RFC 813 describes strategies for TCP windows.
6.3 Window Size
The window size could be used up in one go if a segment was large enough, however
normally the window is used up by several segments of hundreds of bytes each.
A Window size of one means that each byte of data is required to be acknowledged before the next
one is sent. This is inefficient and therefore the window size is often much larger and is
normally a Sliding Window (as described earlier) which is dynamically negotiated during a TCP session depending on the
number of errors that occur in a connection. The 'sliding' element describes the octets that are allowed
to be transmitted from a stream of octets that form a chunk of data. As the transmission of this
chunk of data progresses, the window slides along the octets as octets are transmitted and acknowledged
i.e. as data is acknowledged the window advances along the data octets.
When the sender receives an ACK, this determines where the trailing edge of the window sits.
The Receive Window size determines where the leading edge of the window sits.
As the window slides along, any unsent data can be sent immediately as this implies
that there is room in the receiver buffer.
If the window size is slowly decreasing then it shows that the application
is slow to take the data off the TCP stack. If the receiver indicates a window size of 0, then the
sender cannot send any more bytes until the receiver sends a packet with a window size greater than 0.

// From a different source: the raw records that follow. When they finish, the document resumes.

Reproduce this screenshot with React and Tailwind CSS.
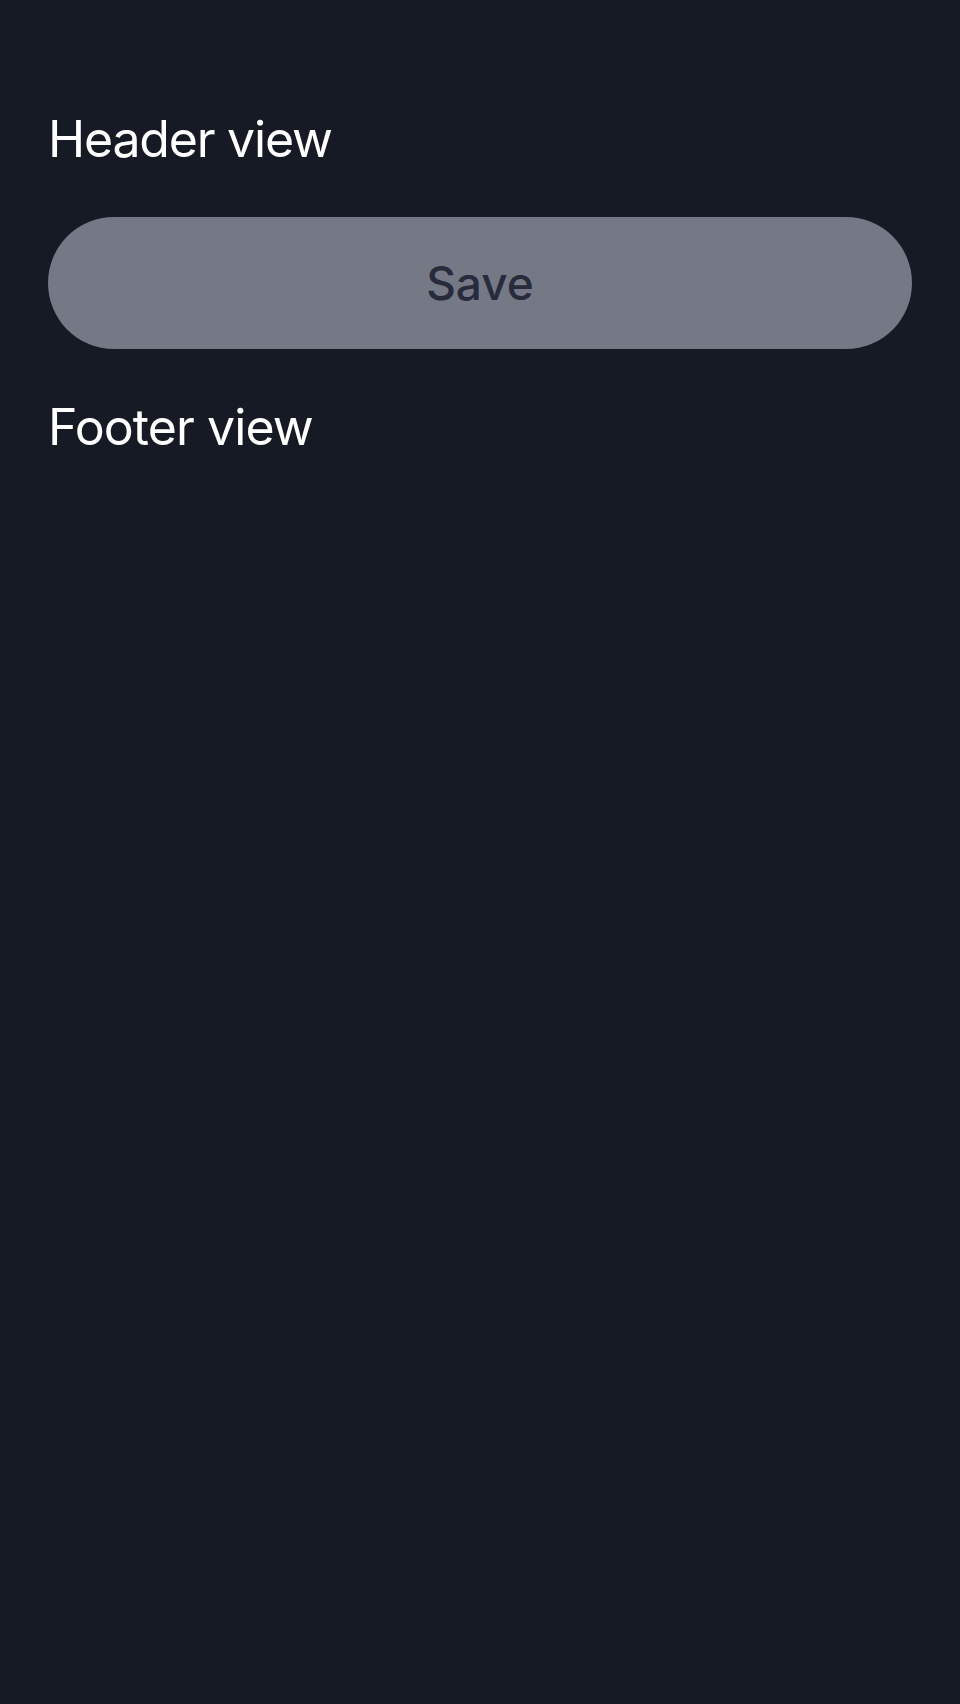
export default function App() {
  return (
    <div
      className="min-h-[1704px] w-full bg-[#161a24] px-12 pt-[109px] flex flex-col gap-12"
      style={{ fontFamily: "Inter, 'Noto Sans', sans-serif" }}
    >
      <h1 className="text-[50px] leading-[60px] tracking-[-1.2px] text-white font-normal">Header view</h1>
      <button className="h-[132px] w-full rounded-full bg-[#757986] text-[#272b3b] text-[46px] font-medium">
        Save
      </button>
      <p className="text-[50px] leading-[60px] tracking-[-0.9px] text-white">Footer view</p>
    </div>
  );
}
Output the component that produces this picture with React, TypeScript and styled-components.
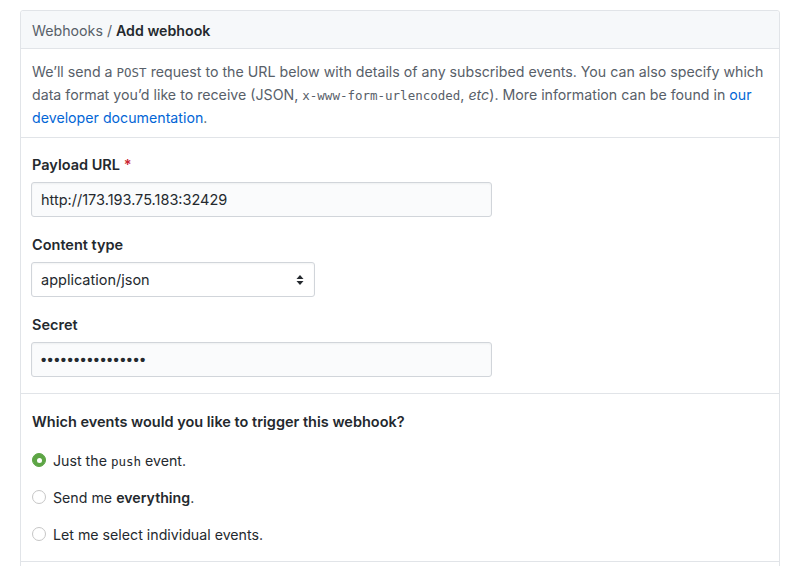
import React from "react";
import styled, { createGlobalStyle } from "styled-components";

const Global = createGlobalStyle`
  html, body { margin: 0; padding: 0; background: #ffffff; }
  body {
    font-family: Inter, "Liberation Sans", Arial, sans-serif;
    color: #24292e;
    -webkit-font-smoothing: antialiased;
  }
  * { box-sizing: border-box; }
`;

const Page = styled.div`
  padding: 10px 20px 0 20px;
  width: 800px;
  height: 566px;
  overflow: hidden;
`;

const Box = styled.div`
  width: 760px;
  border: 1px solid #e1e4e8;
  border-radius: 3px;
  min-height: 600px;
`;

const Header = styled.div`
  height: 38px;
  display: flex;
  align-items: center;
  padding: 1px 11px 0 11px;
  background: #f6f8fa;
  border-bottom: 1px solid #e1e4e8;
  border-radius: 3px 3px 0 0;
  font-size: 14.2px;
  color: #586069;
`;

const Strong = styled.strong`
  font-weight: 600;
  color: #24292e;
`;

const Section = styled.div<{ $pt: number; $pb: number }>`
  padding: ${(p) => p.$pt}px 11px ${(p) => p.$pb}px 11px;
  border-bottom: 1px solid #e1e4e8;
`;

const Description = styled.p`
  margin: 0;
  font-size: 14.2px;
  line-height: 22px;
  color: #586069;
`;

const Code = styled.code`
  font-family: "DejaVu Sans Mono", "Liberation Mono", monospace;
  font-size: 12.5px;
  color: #586069;
`;

const Link = styled.a`
  color: #0366d6;
  text-decoration: none;
`;

const Group = styled.div`
  display: flex;
  flex-direction: column;
  gap: 7px;
  & + & {
    margin-top: 18px;
  }
`;

const Label = styled.label`
  font-size: 14.5px;
  line-height: 20px;
  font-weight: 600;
  color: #24292e;
`;

const Req = styled.span`
  color: #cb2431;
`;

const Input = styled.div<{ $width: number; $white?: boolean }>`
  width: ${(p) => p.$width}px;
  height: 35px;
  margin-left: -1px;
  display: flex;
  align-items: center;
  justify-content: space-between;
  padding: 0 10px 0 9px;
  background: ${(p) => (p.$white ? "#ffffff" : "#fafbfc")};
  border: 1px solid #d1d5da;
  border-radius: 3px;
  box-shadow: inset 0 1px 2px rgba(27, 31, 35, 0.05);
  font-size: 14.5px;
  color: #24292e;
`;

const Dots = styled.span`
  font-family: "Liberation Sans", Arial, sans-serif;
  font-size: 15px;
  letter-spacing: 1.35px;
  font-weight: 700;
`;

const Heading = styled.div`
  font-size: 14.5px;
  line-height: 20px;
  font-weight: 600;
  color: #24292e;
  margin-bottom: 17px;
`;

const Options = styled.div`
  display: flex;
  flex-direction: column;
  gap: 15px;
`;

const Option = styled.div`
  height: 22px;
  display: flex;
  align-items: center;
  gap: 7px;
  font-size: 14.2px;
  color: #24292e;
`;

const Radio = styled.span<{ $checked?: boolean }>`
  width: 14px;
  height: 14px;
  border-radius: 50%;
  flex: none;
  display: inline-flex;
  align-items: center;
  justify-content: center;
  border: 1px solid ${(p) => (p.$checked ? "#5da545" : "#c6c6c6")};
  background: ${(p) => (p.$checked ? "#5da545" : "#ffffff")};
  &::after {
    content: "";
    width: 5px;
    height: 5px;
    border-radius: 50%;
    background: #ffffff;
    display: ${(p) => (p.$checked ? "block" : "none")};
  }
`;

const OptCode = styled.code`
  font-family: "DejaVu Sans Mono", "Liberation Mono", monospace;
  font-size: 12.5px;
  color: #24292e;
`;

const Arrows = () => (
  <svg width="8" height="12" viewBox="0 0 8 12" aria-hidden>
    <path d="M4 1 L7.5 5 L0.5 5 Z" fill="#24292e" />
    <path d="M4 11 L7.5 7 L0.5 7 Z" fill="#24292e" />
  </svg>
);

export default function App() {
  return (
    <>
      <Global />
      <Page>
        <Box>
          <Header>
            Webhooks /&nbsp;<Strong>Add webhook</Strong>
          </Header>
          <Section $pt={12} $pb={8}>
            <Description>
              We’ll send a <Code>POST</Code> request to the URL below with details of any
              subscribed events. You can also specify which data format you’d like to receive
              (JSON, <Code>x-www-form-urlencoded</Code>, <em>etc</em>). More information can be
              found in <Link href="#">our developer documentation</Link>.
            </Description>
          </Section>
          <Section $pt={17} $pb={16}>
            <Group>
              <Label>
                Payload URL <Req>*</Req>
              </Label>
              <Input $width={461}>http://173.193.75.183:32429</Input>
            </Group>
            <Group>
              <Label>Content type</Label>
              <Input $width={284} $white>
                application/json
                <Arrows />
              </Input>
            </Group>
            <Group>
              <Label>Secret</Label>
              <Input $width={461}>
                <Dots>••••••••••••••••</Dots>
              </Input>
            </Group>
          </Section>
          <Section $pt={18} $pb={16}>
            <Heading>Which events would you like to trigger this webhook?</Heading>
            <Options>
              <Option>
                <Radio $checked />
                <span>
                  Just the <OptCode>push</OptCode> event.
                </span>
              </Option>
              <Option>
                <Radio />
                <span>
                  Send me <Strong>everything</Strong>.
                </span>
              </Option>
              <Option>
                <Radio />
                <span>Let me select individual events.</span>
              </Option>
            </Options>
          </Section>
        </Box>
      </Page>
    </>
  );
}
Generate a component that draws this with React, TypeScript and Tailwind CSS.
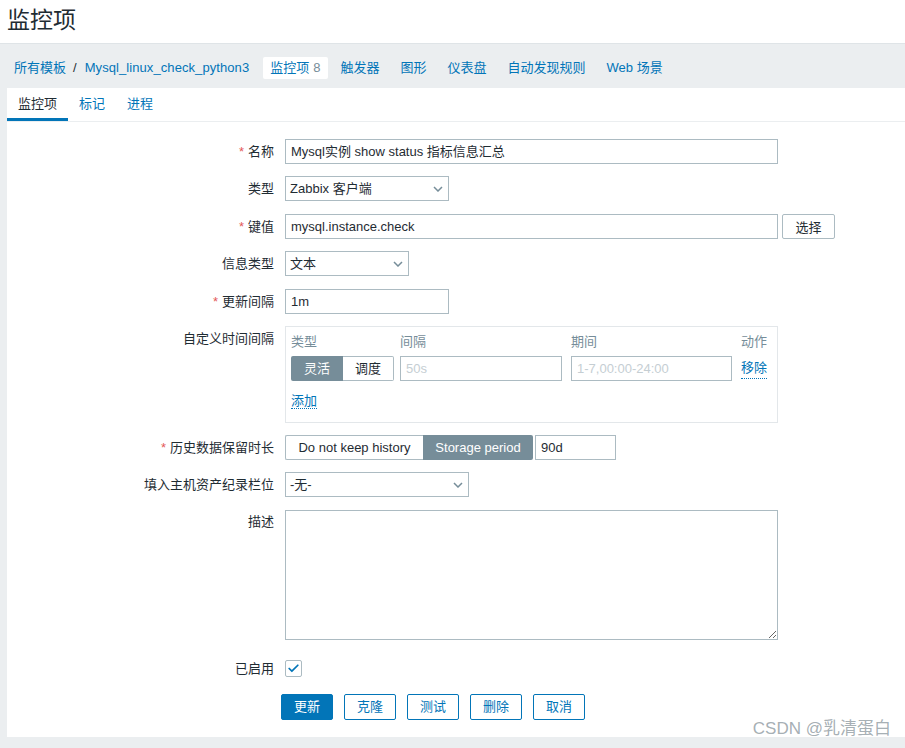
import { Check } from 'lucide-react'

const font = "font-['Liberation_Sans','Noto_Sans_CJK_SC',sans-serif]"

const navItems = [
  { label: '触发器', ml: 'ml-[13px]' },
  { label: '图形', ml: 'ml-[21px]' },
  { label: '仪表盘', ml: 'ml-[21px]' },
  { label: '自动发现规则', ml: 'ml-[21px]' },
  { label: 'Web 场景', ml: 'ml-[21px]' },
]

function Label({ text, required, className = '' }: { text: string; required?: boolean; className?: string }) {
  return (
    <div className={`w-[267px] shrink-0 text-right pr-0 ${className}`}>
      {required && <span className="text-[#e45959] mr-[4px]">*</span>}
      {text}
    </div>
  )
}

function Select({ value, width }: { value: string; width: string }) {
  return (
    <div className={`${width} h-[25px] border border-[#acbbc2] bg-white flex items-center pl-[4px] pr-[5px] justify-between`}>
      <span>{value}</span>
      <svg width="10" height="6" viewBox="0 0 10 6" className="text-[#768d99]">
        <polyline points="1,1 5,5 9,1" fill="none" stroke="currentColor" strokeWidth="1.5" />
      </svg>
    </div>
  )
}

function Btn({ text, primary }: { text: string; primary?: boolean }) {
  return (
    <button
      type="button"
      className={`h-[26px] w-[52px] rounded-[2px] border border-[#0275b8] text-[13px] ${
        primary ? 'bg-[#0275b8] text-white' : 'bg-white text-[#0275b8]'
      }`}
    >
      {text}
    </button>
  )
}

export default function App() {
  return (
    <div className={`relative w-[905px] h-[748px] overflow-hidden bg-[#ebeef0] text-[13px] text-[#1f2c33] ${font}`}>
      <header className="h-[44px] bg-white border-b border-[#dfe4e7] pl-[7px] flex items-center">
        <h1 className="text-[23px] leading-none pb-[3px]">监控项</h1>
      </header>

      <nav className="h-[44px] flex items-center pt-[3px] pl-[14px] text-[#0275b8]">
        <span>所有模板</span>
        <span className="mx-[7px] text-[#1f2c33]">/</span>
        <span className="ml-px tracking-[0.08px]">Mysql_linux_check_python3</span>
        <span className="ml-[14px] h-[22px] px-[7px] bg-white rounded-[2px] flex items-center">
          监控项<span className="ml-[4px] text-[#768d99]">8</span>
        </span>
        {navItems.map((n) => (
          <span key={n.label} className={n.ml}>
            {n.label}
          </span>
        ))}
      </nav>

      <main className="ml-[7px] h-[649px] bg-white">
        <div className="h-[34px] flex border-b border-[#ebeef0]">
          <div className="px-[11px] h-[33px] leading-[31px] border-b-[3px] border-[#0275b8]">监控项</div>
          <div className="px-[11px] leading-[31px] text-[#0275b8]">标记</div>
          <div className="px-[11px] leading-[31px] text-[#0275b8]">进程</div>
        </div>

        <div className="pt-[17px] flex flex-col">
          <div className="flex gap-[11px] leading-[25px]">
            <Label text="名称" required />
            <div className="w-[493px] h-[25px] border border-[#acbbc2] px-[5px] leading-[23px]">
              Mysql实例 show status 指标信息汇总
            </div>
          </div>

          <div className="flex gap-[11px] leading-[25px] mt-[12px]">
            <Label text="类型" />
            <Select value="Zabbix 客户端" width="w-[164px]" />
          </div>

          <div className="flex gap-[11px] leading-[25px] mt-[13px]">
            <Label text="键值" required />
            <div className="w-[493px] h-[25px] border border-[#acbbc2] px-[5px] leading-[23px]">
              mysql.instance.check
            </div>
            <button
              type="button"
              className="-ml-[7px] h-[25px] w-[53px] border border-[#acbbc2] rounded-[2px] bg-white text-[13px]"
            >
              选择
            </button>
          </div>

          <div className="flex gap-[11px] leading-[25px] mt-[12px]">
            <Label text="信息类型" />
            <Select value="文本" width="w-[124px]" />
          </div>

          <div className="flex gap-[11px] leading-[25px] mt-[13px]">
            <Label text="更新间隔" required />
            <div className="w-[164px] h-[25px] border border-[#acbbc2] px-[5px] leading-[23px]">1m</div>
          </div>

          <div className="flex gap-[11px] leading-[25px] mt-[12px]">
            <Label text="自定义时间间隔" />
            <div className="w-[493px] h-[97px] border border-[#e3e7ea] px-[5px] pt-[5px]">
              <div className="grid grid-cols-[109px_171px_170px_auto] leading-[20px] text-[#768d99]">
                <span>类型</span>
                <span>间隔</span>
                <span>期间</span>
                <span>动作</span>
              </div>
              <div className="grid grid-cols-[109px_171px_170px_auto] mt-[4px] items-center">
                <div className="flex h-[25px] w-[103px]">
                  <span className="w-[52px] bg-[#768d99] text-white text-center leading-[25px] rounded-l-[2px]">灵活</span>
                  <span className="w-[51px] border border-l-0 border-[#acbbc2] text-center leading-[23px] rounded-r-[2px]">调度</span>
                </div>
                <div className="w-[162px] h-[25px] border border-[#acbbc2] px-[5px] leading-[23px] text-[#c5ced3]">50s</div>
                <div className="w-[161px] h-[25px] border border-[#acbbc2] px-[5px] leading-[23px] text-[#c5ced3]">
                  1-7,00:00-24:00
                </div>
                <span className="text-[#0275b8] leading-[20px] border-b border-dotted border-[#0275b8] w-max">移除</span>
              </div>
              <div className="mt-[10px] leading-[19px]">
                <span className="text-[#0275b8] border-b border-dotted border-[#0275b8]">添加</span>
              </div>
            </div>
          </div>

          <div className="flex gap-[11px] leading-[25px] mt-[12px]">
            <Label text="历史数据保留时长" required />
            <div className="flex h-[25px]">
              <span className="w-[138px] border border-r-0 border-[#acbbc2] text-center leading-[23px] rounded-l-[2px]">
                Do not keep history
              </span>
              <span className="w-[110px] bg-[#768d99] text-white text-center leading-[25px] rounded-r-[2px]">
                Storage period
              </span>
              <div className="ml-[2px] w-[81px] h-[25px] border border-[#acbbc2] px-[5px] leading-[23px]">90d</div>
            </div>
          </div>

          <div className="flex gap-[11px] leading-[25px] mt-[12px]">
            <Label text="填入主机资产纪录栏位" />
            <Select value="-无-" width="w-[184px]" />
          </div>

          <div className="flex gap-[11px] mt-[13px]">
            <Label text="描述" className="leading-[23px]" />
            <textarea className="w-[493px] h-[130px] border border-[#acbbc2] outline-none" />
          </div>

          <div className="flex gap-[11px] mt-[20px] leading-[17px]">
            <Label text="已启用" />
            <div className="w-[17px] h-[17px] border border-[#acbbc2] rounded-[2px] flex items-center justify-center">
              <Check size={13} strokeWidth={3.2} className="text-[#0275b8]" />
            </div>
          </div>

          <div className="flex gap-[11px] mt-[17px] pl-[274px]">
            <Btn text="更新" primary />
            <Btn text="克隆" />
            <Btn text="测试" />
            <Btn text="删除" />
            <Btn text="取消" />
          </div>
        </div>
      </main>

      <div className="absolute right-[14px] top-[719px] text-[17px] text-[#9ba5ab]/90 leading-[20px]">CSDN @乳清蛋白</div>
    </div>
  )
}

Take the scenario where the sender has a sequence of bytes to send, say numbered 1 to 20, to a
receiver who has a window size of ten. The sender then would place a window around the first ten bytes and transmit them
in one go. It would then wait for an acknowledgment. The receiver then sends an ACK of 11 meaning that it successfully
received the first 10 bytes, and is now expecting byte 11. At this point, the sender moves the sliding window (of size 10)
10 bytes along to cover bytes 11 to 20. The sender then transmits these 10 bytes in one go.
Applications determine the initial window size and you can see this size for each
device at the initial synchronisation (the three-way handshake). Windows uses 8760 bytes for Ethernet
by default, although this can be changed in the registry. The number 8760 is 6 x 1460 which is the amount
of data a full Ethernet frame can carry and is the MSS for Ethernet by default, which is shared during the synchronisation.
When sizing a window, 6-8 times the packet size is considered the most
efficient. In the old days of the Internet (early 1980s) when protocols such as X.25 were prevalent, users were often advised
to assume a much smaller datagram size of 576 (from RFC 791),
although no longer necessary, you may come across smaller MSS and window size settings as a result.
The less errors that occur on the network, the larger the window is allowed to get and the more bandwidth is used for data.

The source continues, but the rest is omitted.